Bowman and co-counsel G. Flint Taylor have asked that any outside investigation of the Koschman case also determine whether the state’s attorney’s office and the police didn’t charge Vanecko because his uncle was the mayor. Bowman and Taylor argue that an outsider is needed in part because Alvarez has made clear that she thinks the case was handled properly and that no criminal charges are warranted.
The police took a new look at the case early last year, prompted by a Sun-Times investigation, and for the first time identified Vanecko as having thrown the deadly punch. But they decided not to ask prosecutors to file criminal charges, saying they believed Vanecko acted in self-defense, though Vanecko threw the only punch and then ran away.

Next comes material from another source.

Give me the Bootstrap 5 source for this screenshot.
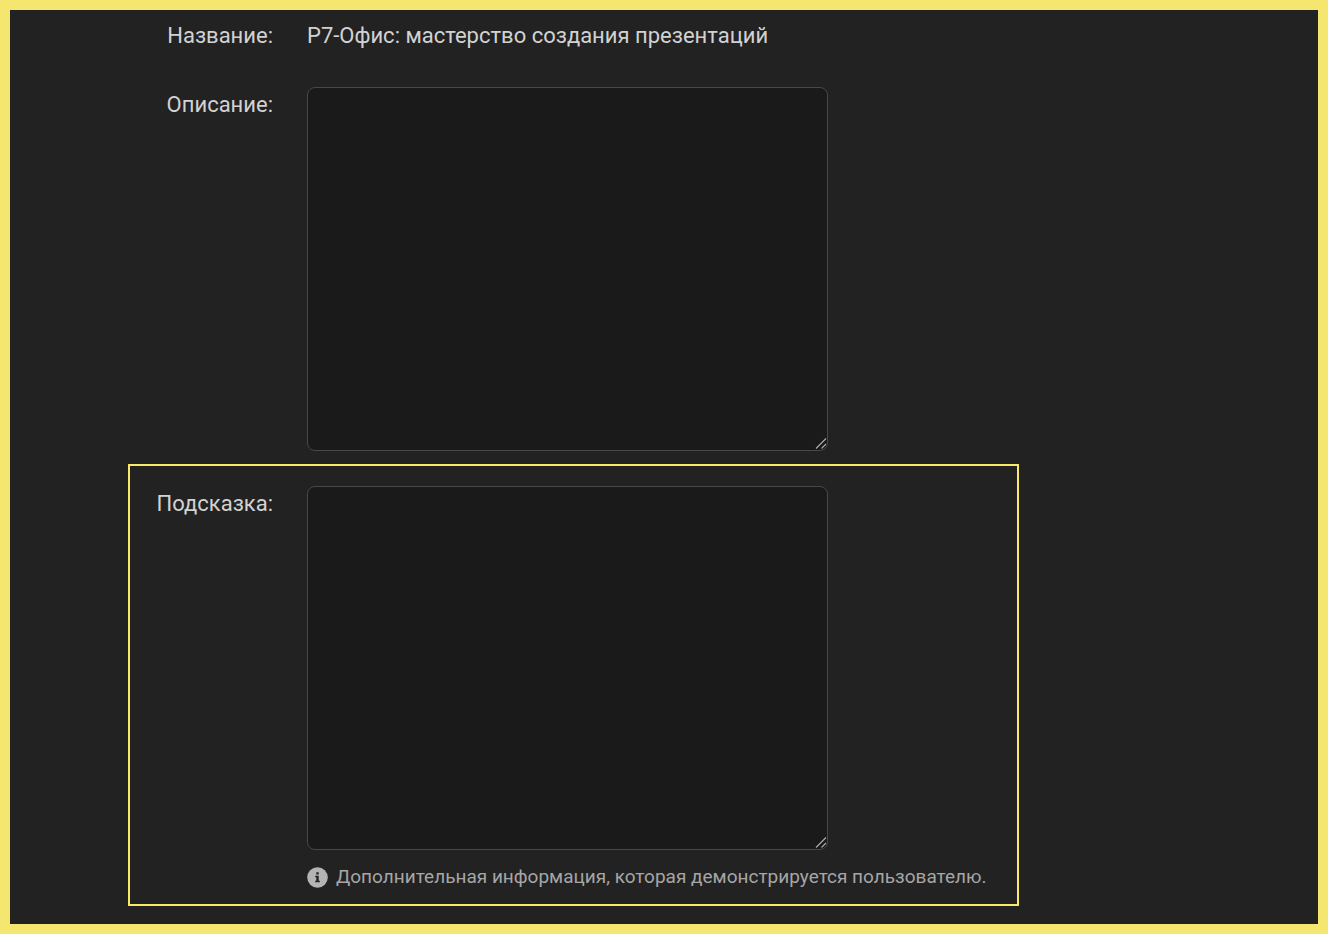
<!DOCTYPE html>
<html lang="ru">
<head>
<meta charset="utf-8">
<meta name="viewport" content="width=device-width, initial-scale=1">
<title>Р7-Офис: мастерство создания презентаций</title>
<link href="https://cdn.jsdelivr.net/npm/bootstrap@5.3.0/dist/css/bootstrap.min.css" rel="stylesheet">
<style>
  body { background: #222; color: #d2d2d2; font-family: Roboto, "Liberation Sans", sans-serif; font-size: 22px; line-height: 36px; border: 10px solid #f5e66f; }
  .course-form { max-width: 1009px; padding: 8px 0 18px 118px; }
  .form-line { display: grid; grid-template-columns: 143px minmax(0, 1fr); column-gap: 34px; border: 0 solid transparent; border-width: 0 2px; }
  .form-line + .form-line { margin-top: 33px; }
  .form-line + .form-line.highlighted { border: 2px solid #f8e967; margin-top: 13px; padding: 20px 0 13px; }
  .field-box { display: block; max-width: 521px; height: 364px; background: #1a1a1a; border: 1px solid #484848; border-radius: 8px; color: inherit; font-size: 22px; resize: both; color-scheme: dark; }
  .field-box:focus { background: #1a1a1a; color: inherit; border-color: #777; box-shadow: none; }
  .field-box::-webkit-resizer { background: url("data:image/svg+xml,%3Csvg xmlns='http://www.w3.org/2000/svg' width='15' height='15'%3E%3Cpath d='M4 13.500L14 3.500M9.500 13.500L14 9' stroke='%23aaa' stroke-width='1.200'/%3E%3C/svg%3E") right bottom no-repeat; }
  .hint-line { color: #a6a6a6; font-size: 19px; line-height: 28px; margin-top: 13px; gap: 8px; }
</style>
</head>
<body class="min-vh-100">
<form class="course-form">
  <div class="form-line">
    <div class="text-end">Название:</div>
    <div>Р7-Офис: мастерство создания презентаций</div>
  </div>
  <div class="form-line">
    <label class="text-end" for="description">Описание:</label>
    <div><textarea class="form-control field-box" id="description"></textarea></div>
  </div>
  <div class="form-line highlighted">
    <label class="text-end" for="tip">Подсказка:</label>
    <div>
      <textarea class="form-control field-box" id="tip" aria-describedby="tip-help"></textarea>
      <div class="hint-line d-flex align-items-center" id="tip-help">
        <svg class="flex-shrink-0" width="21" height="21" viewBox="0 0 21 21" aria-hidden="true"><circle cx="10.5" cy="10.5" r="10.3" fill="#b4b4b4"/><path d="M9.300 5.300h2.400v2.200H9.300zM8.200 8.800h3.500v4.900h1.100v1.500H8.200v-1.500h1.100v-3.400H8.200z" fill="#222"/></svg>
        <span>Дополнительная информация, которая демонстрируется пользователю.</span>
      </div>
    </div>
  </div>
</form>
<script src="https://cdn.jsdelivr.net/npm/bootstrap@5.3.0/dist/js/bootstrap.bundle.min.js"></script>
</body>
</html>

On Feb. 29, Toomin ordered Alvarez to give Koschman’s lawyers transcripts of interviews with six witnesses done by city of Chicago Inspector General Joseph Ferguson’s office. Ferguson began investigating the police department’s handling of the Koschman case last year.
Alvarez had fought having to turn over the transcripts, asserting that doing so “would disrupt the ongoing criminal investigation” by her office and Ferguson’s staff “and further undermine an already-dim prospect of any future criminal prosecution.”